Originally Posted by GM4Him
No. See. You're getting hung up on "limit".

What nobody wants:

Example. You crash on the beach. You find 35 food. 40 is required for long rest. The intellect devourers nearly kill you. You need to long rest. Too bad. You didn't earn enough to and the devs designed it this way because they thought people should never be able to long rest at this point. GG player. Best reload until you get it right.

This is a hard limit. Might as well say "you get 0 LRs at the beginning and must earn LRs by completing x number of story markers.". No thanks. I don't even want this for short rest. I want them to remove the 2/day hard SR limit.

What many are asking for:

A meaningful resting system that has strategic value for both long and short rest giving both more value from a mechanics perspective. We don't want the value to be just quality of life and/or that we must use them if we want character development and interaction AND we are discouraged from using them frequently in order to enjoy the rest of the game.

In other words, we don't want the game to be designed in such a way that we feel like we are supposed to Long rest frequently in order to even defeat enemies we are about to run into.

For example, in wrath of the righteous, once I got to the surface and started at the inn, I gathered my party and went out into the city to adventure. I was involved in a random encounter, got to the marketplace, went through the entire marketplace map, used a lot of potions and spells to keep going because resting in that area was extremely dangerous, defeated the entire area, left the marketplace and went to a tower, defeated the tower and all the demons within, still didn't rest once, and finally return to the inn to rest because at that point I was pretty bad off. It was a long adventuring experience in between rests, and I didn't feel like I had to rest until after doing a lot of stuff.

It wasn't that I couldn't rest during that entire time, but from a gaming perspective I was encouraged to keep going on my adventure and discouraged from resting. Again, it wasn't that I couldn't rest, but I didn't feel like I needed to and I didn't feel like I should. I was fighting enemies that were hurting my characters, but they weren't so overpowered that they were making me feel like I had to expend all my spells and take a rest afterwards in between each fight.

And finally, and perhaps one of the most important things to me, I don't feel like in that game that I will miss out on any dialogs or character development because I continued my adventuring day and went too far. At any point in time, I could return to the inn and have conversations with any of the characters I have met, not missing a single conversation with each one simply because I didn't rest enough.

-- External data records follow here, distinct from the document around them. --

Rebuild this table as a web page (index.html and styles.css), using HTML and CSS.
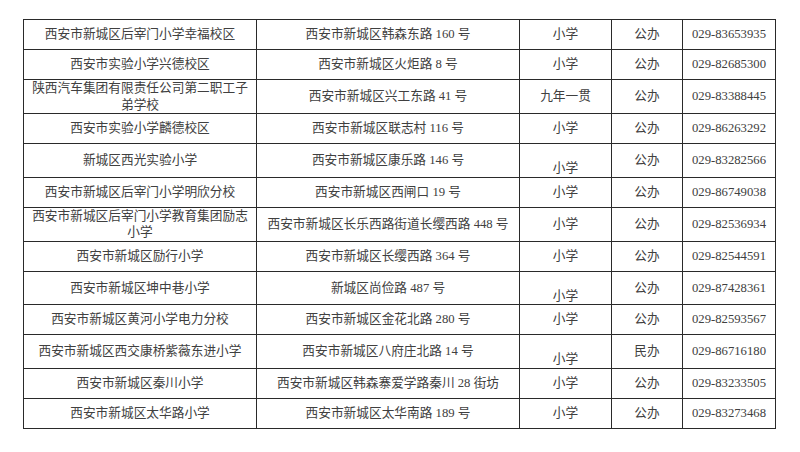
FILE: index.html
```html
<!DOCTYPE html>
<html lang="zh-CN">
<head>
<meta charset="utf-8">
<title>西安市新城区小学名单</title>
<link rel="stylesheet" href="styles.css">
</head>
<body>
<div class="page">
<table class="schools">
<colgroup>
<col class="c-name"><col class="c-addr"><col class="c-type"><col class="c-kind"><col class="c-tel">
</colgroup>
<tbody>
<tr><td>西安市新城区后宰门小学幸福校区</td><td>西安市新城区韩森东路 160 号</td><td>小学</td><td>公办</td><td>029-83653935</td></tr>
<tr><td>西安市实验小学兴德校区</td><td>西安市新城区火炬路 8 号</td><td>小学</td><td>公办</td><td>029-82685300</td></tr>
<tr><td>陕西汽车集团有限责任公司第二职工子<br>弟学校</td><td>西安市新城区兴工东路 41 号</td><td>九年一贯</td><td>公办</td><td>029-83388445</td></tr>
<tr><td>西安市实验小学麟德校区</td><td>西安市新城区联志村 116 号</td><td>小学</td><td>公办</td><td>029-86263292</td></tr>
<tr><td>新城区西光实验小学</td><td>西安市新城区康乐路 146 号</td><td class="drop">小学</td><td>公办</td><td>029-83282566</td></tr>
<tr><td>西安市新城区后宰门小学明欣分校</td><td>西安市新城区西闸口 19 号</td><td>小学</td><td>公办</td><td>029-86749038</td></tr>
<tr><td>西安市新城区后宰门小学教育集团励志<br>小学</td><td>西安市新城区长乐西路街道长缨西路 448 号</td><td>小学</td><td>公办</td><td>029-82536934</td></tr>
<tr><td>西安市新城区励行小学</td><td>西安市新城区长缨西路 364 号</td><td>小学</td><td>公办</td><td>029-82544591</td></tr>
<tr><td>西安市新城区坤中巷小学</td><td>新城区尚俭路 487 号</td><td class="drop">小学</td><td>公办</td><td>029-87428361</td></tr>
<tr><td>西安市新城区黄河小学电力分校</td><td>西安市新城区金花北路 280 号</td><td>小学</td><td>公办</td><td>029-82593567</td></tr>
<tr><td>西安市新城区西交康桥紫薇东进小学</td><td>西安市新城区八府庄北路 14 号</td><td class="drop">小学</td><td>民办</td><td>029-86716180</td></tr>
<tr><td>西安市新城区秦川小学</td><td>西安市新城区韩森寨爱学路秦川 28 街坊</td><td>小学</td><td>公办</td><td>029-83233505</td></tr>
<tr><td>西安市新城区太华路小学</td><td>西安市新城区太华南路 189 号</td><td>小学</td><td>公办</td><td>029-83273468</td></tr>
</tbody>
</table>
</div>
</body>
</html>
```

FILE: styles.css
```css
html, body {
  margin: 0;
  padding: 0;
  background: #ffffff;
}

.page {
  padding: 19px 0 0 23px;
}

.schools {
  border-collapse: collapse;
  table-layout: fixed;
  width: 753px;
  font-family: "Liberation Serif", "Noto Sans CJK SC", serif;
  font-size: 12.7px;
  line-height: 16.5px;
  color: #404040;
}

.c-name { width: 233px; }
.c-addr { width: 263px; }
.c-type { width: 92px; }
.c-kind { width: 71px; }
.c-tel  { width: 93px; }

.schools td {
  border: 1px solid #2a2a2a;
  height: 29px;
  padding: 0 6px;
  text-align: center;
  vertical-align: middle;
  white-space: nowrap;
  overflow: hidden;
}

.schools td.drop {
  height: auto;
  padding-top: 16px;
}
```
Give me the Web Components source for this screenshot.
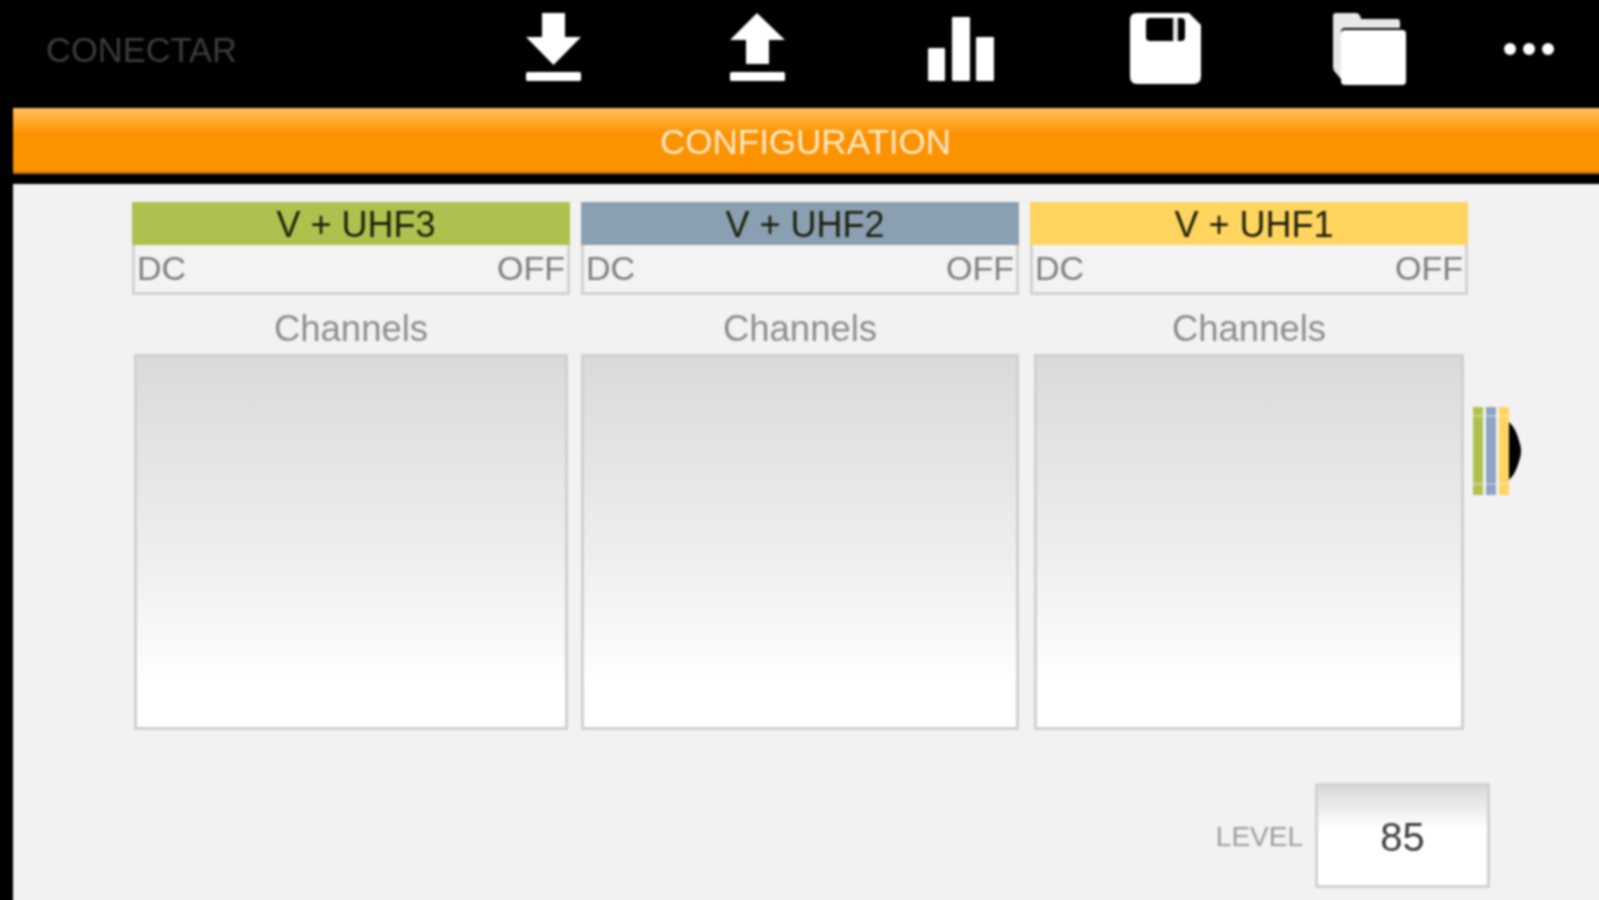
<!DOCTYPE html>
<html>
<head>
<meta charset="utf-8">
<title>Configuration</title>
<style>
    html, body { margin: 0; background: #000; overflow: hidden; }
</style>
</head>
<body>
<app-shell>
    <top-bar slot="top">
        <span slot="label">CONECTAR</span>
        <bar-icon name="download"></bar-icon>
        <bar-icon name="upload"></bar-icon>
        <bar-icon name="chart"></bar-icon>
        <bar-icon name="save"></bar-icon>
        <bar-icon name="folder"></bar-icon>
        <bar-icon name="more"></bar-icon>
    </top-bar>
    <title-bar slot="title">CONFIGURATION</title-bar>
    <channel-column color="#aec14f" inset="2px">V + UHF3</channel-column>
    <channel-column color="#8a9fb1" inset="0px">V + UHF2</channel-column>
    <channel-column color="#ffd45f" inset="4px">V + UHF1</channel-column>
    <side-handle slot="handle"></side-handle>
    <level-input slot="level" value="85">LEVEL</level-input>
</app-shell>

<script>
const icons = {
    download: `<path d="M17 1H40V25H56L28.500 53 1 25H17Z"/><rect x="1" y="60" width="55" height="9" rx="1.500"/>`,
    upload: `<path d="M28 1 56 28H40V52H17V28H1Z"/><rect x="1" y="60" width="55" height="9" rx="1.500"/>`,
    chart: `<rect x="1" y="36" width="17" height="33" rx="1"/><rect x="25" y="5" width="18" height="64" rx="1"/><rect x="49" y="25" width="18" height="44" rx="1"/>`,
    save: `<path fill-rule="evenodd" d="M8 1H60L72 13V64Q72 72 64 72H8Q1 72 1 64V8Q1 1 8 1ZM21 6Q17 6 17 10V25Q17 29 21 29H52Q56 29 56 25V10Q56 6 52 6Z"/><rect x="44" y="6" width="5" height="23" fill="#e4e4e4"/>`,
    folder: `<path fill="#e8e8e8" d="M4 1H24Q28 1 29 7H65Q68 7 68 10V16H13Q9 16 9 20V67L3 60Q1 58 1 55V4Q1 1 4 1Z"/><rect x="9" y="18" width="65" height="55" rx="4"/>`,
    more: `<circle cx="6" cy="37" r="6"/><circle cx="25" cy="37" r="6"/><circle cx="44" cy="37" r="6"/>`
};

const iconSizes = {
    download: [57, 70],
    upload: [57, 70],
    chart: [68, 70],
    save: [73, 73],
    folder: [75, 74],
    more: [52, 70]
};

class BarIcon extends HTMLElement {
    constructor() {
        super();
        this.attachShadow({mode: 'open'});
    }

    connectedCallback() {
        const name = this.getAttribute('name');
        const size = iconSizes[name];
        this.shadowRoot.innerHTML = `
            <style>
                :host { display: flex; justify-content: center; }
                svg { display: block; fill: #fff; }
            </style>
            <svg width="${size[0]}" height="${size[1]}" viewBox="0 0 ${size[0]} ${size[1]}">${icons[name]}</svg>
        `;
    }
}

class TopBar extends HTMLElement {
    constructor() {
        super();
        this.attachShadow({mode: 'open'}).innerHTML = `
            <style>
                :host {
                    display: grid;
                    grid-template-columns: 405px repeat(5, 204px) 118px;
                    align-items: start;
                    height: 108px;
                    padding: 12px 0 0 46px;
                    box-sizing: border-box;
                    background: #000;
                }
                .label {
                    font: 34.500px/50px "Liberation Sans", Arial, sans-serif;
                    color: #3c3c3c;
                    margin-top: 13px;
                }
            </style>
            <div class="label"><slot name="label"></slot></div>
            <slot></slot>
        `;
    }
}

class TitleBar extends HTMLElement {
    constructor() {
        super();
        this.attachShadow({mode: 'open'}).innerHTML = `
            <style>
                :host {
                    display: block;
                    height: 66px;
                    margin-left: 13px;
                    padding-right: 22px;
                    background: linear-gradient(#ffc062 0, #ffa928 14px, #fb9200 26px, #fb9200 63px, #a86200 66px);
                    color: #ffe9c8;
                    font: 35px/68px "Liberation Sans", Arial, sans-serif;
                    text-align: center;
                }
            </style>
            <slot></slot>
        `;
    }
}

class ChannelColumn extends HTMLElement {
    constructor() {
        super();
        this.attachShadow({mode: 'open'});
    }

    connectedCallback() {
        this.shadowRoot.innerHTML = `
            <style>
                :host {
                    display: block;
                    font-family: "Liberation Sans", Arial, sans-serif;
                }
                .card {
                    height: 93px;
                    box-sizing: border-box;
                    border: solid #d2d2d2;
                    border-width: 0 3px 3px;
                    background: #f3f3f3;
                }
                .head {
                    margin: 0 -3px;
                    height: 43px;
                    padding-left: 10px;
                    background: ${this.getAttribute('color')};
                    color: #1d200b;
                    font-size: 36px;
                    line-height: 45px;
                    text-align: center;
                }
                .state {
                    display: flex;
                    justify-content: space-between;
                    padding: 0 2px 0 2px;
                    color: #7e7e7e;
                    font-size: 34px;
                    line-height: 47px;
                }
                .caption {
                    height: 59px;
                    color: #8e8e8e;
                    font-size: 36.500px;
                    line-height: 68px;
                    text-align: center;
                }
                .box {
                    height: 376px;
                    margin: 0 ${this.getAttribute('inset')};
                    box-sizing: border-box;
                    border: 3px solid #d0d0d0;
                    background: linear-gradient(#dadada, #efefef 55%, #ffffff 88%);
                }
            </style>
            <div class="card">
                <div class="head"><slot></slot></div>
                <div class="state"><span>DC</span><span>OFF</span></div>
            </div>
            <div class="caption">Channels</div>
            <div class="box"></div>
        `;
    }
}

class SideHandle extends HTMLElement {
    constructor() {
        super();
        this.attachShadow({mode: 'open'}).innerHTML = `
            <style>
                :host {
                    display: flex;
                    align-items: center;
                    gap: 3px;
                    height: 88px;
                    margin: 205px 0 0 5px;
                }
                i {
                    display: block;
                    width: 10px;
                    height: 100%;
                    background:
                        linear-gradient(rgba(255,255,255,.35), rgba(255,255,255,.35)) 0 8px / 100% 2px no-repeat,
                        linear-gradient(rgba(255,255,255,.35), rgba(255,255,255,.35)) 0 76px / 100% 2px no-repeat,
                        var(--stripe);
                }
                svg { display: block; margin-left: -3px; }
            </style>
            <i style="--stripe:#aec14f"></i>
            <i style="--stripe:#8fa3c4"></i>
            <i style="--stripe:#ffd45f"></i>
            <svg width="13" height="62" viewBox="0 0 13 62"><path d="M0 2Q7 8 11 24 13 31 11 38 7 54 0 60Z"/></svg>
        `;
    }
}

class LevelInput extends HTMLElement {
    constructor() {
        super();
        this.attachShadow({mode: 'open'});
    }

    connectedCallback() {
        this.shadowRoot.innerHTML = `
            <style>
                :host {
                    display: flex;
                    justify-content: flex-end;
                    align-items: center;
                    gap: 12px;
                    padding-right: 130px;
                    font-family: "Liberation Sans", Arial, sans-serif;
                }
                .label { color: #9c9c9c; font-size: 28px; margin-top: 2px; }
                .field {
                    width: 175px;
                    height: 105px;
                    box-sizing: border-box;
                    border: 3px solid #d2d2d2;
                    background: linear-gradient(#d8d8d8, #f6f6f6 32%, #ffffff 45%);
                    color: #3e3e3e;
                    font-size: 40px;
                    line-height: 102px;
                    text-align: center;
                }
            </style>
            <div class="label"><slot></slot></div>
            <div class="field">${this.getAttribute('value')}</div>
        `;
    }
}

class AppShell extends HTMLElement {
    constructor() {
        super();
        // a little wider and taller than the window so the blur has no dark edge
        this.attachShadow({mode: 'open'}).innerHTML = `
            <style>
                :host {
                    display: block;
                    width: 1620px;
                    height: 930px;
                    overflow: hidden;
                    background: #000;
                    filter: blur(0.9px);
                }
                main {
                    margin: 10px 0 0 13px;
                    height: 760px;
                    padding: 18px 0 0 119px;
                    box-sizing: border-box;
                    background: #f2f2f2;
                }
                .row { display: flex; }
                .columns {
                    display: grid;
                    grid-template-columns: repeat(3, 438px);
                    column-gap: 11px;
                }
                .level { margin-top: 53px; }
            </style>
            <slot name="top"></slot>
            <slot name="title"></slot>
            <main>
                <div class="row">
                    <div class="columns"><slot></slot></div>
                    <slot name="handle"></slot>
                </div>
                <div class="level"><slot name="level"></slot></div>
            </main>
        `;
    }
}

window.customElements.define('bar-icon', BarIcon);
window.customElements.define('top-bar', TopBar);
window.customElements.define('title-bar', TitleBar);
window.customElements.define('channel-column', ChannelColumn);
window.customElements.define('side-handle', SideHandle);
window.customElements.define('level-input', LevelInput);
window.customElements.define('app-shell', AppShell);
</script>
</body>
</html>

Now I completely don't understand you.
Honestly, it seems to me to be a bit contradictory to what you suggested earlier, but maybe I just misunderstood what you meant.
Unimportant.

From what you wrote in another thread, you played WotR only on the normal difficulty level. It's a bit unfair to compare WotR to BG3 (especially normal). In the case of WotR, there are several times more fights in the game than in BG3, with 80% (for normal, probably even 90%) are typical trash mobs fights. Most of these fights can be won without player participation, even on core +.
Even Shield's Maze has more fights than the path to the grove.
I wouldn't be surprised if the whole map on the surface had fewer fights than just the marketplace (I'm not going to count it).
You should be able to win 2-3 fights max before resting.

Originally Posted by GM4Him
A meaningful resting system that has strategic value for both long and short rest giving both more value from a mechanics perspective. We don't want the value to be just quality of life and/or that we must use them if we want character development and interaction AND we are discouraged from using them frequently in order to enjoy the rest of the game.

I do not understand this sentence completely. How would you like to make the rest mechanic meaningful if it is to be unlimited. Apart from serious time limits (like closing the grove) I can't think of anything.
And as you know, I am completely against such a solution.

What I (and probably everyone) can agree with is that the conversations in the camp must be fixed sooner or later because they are tragically bad.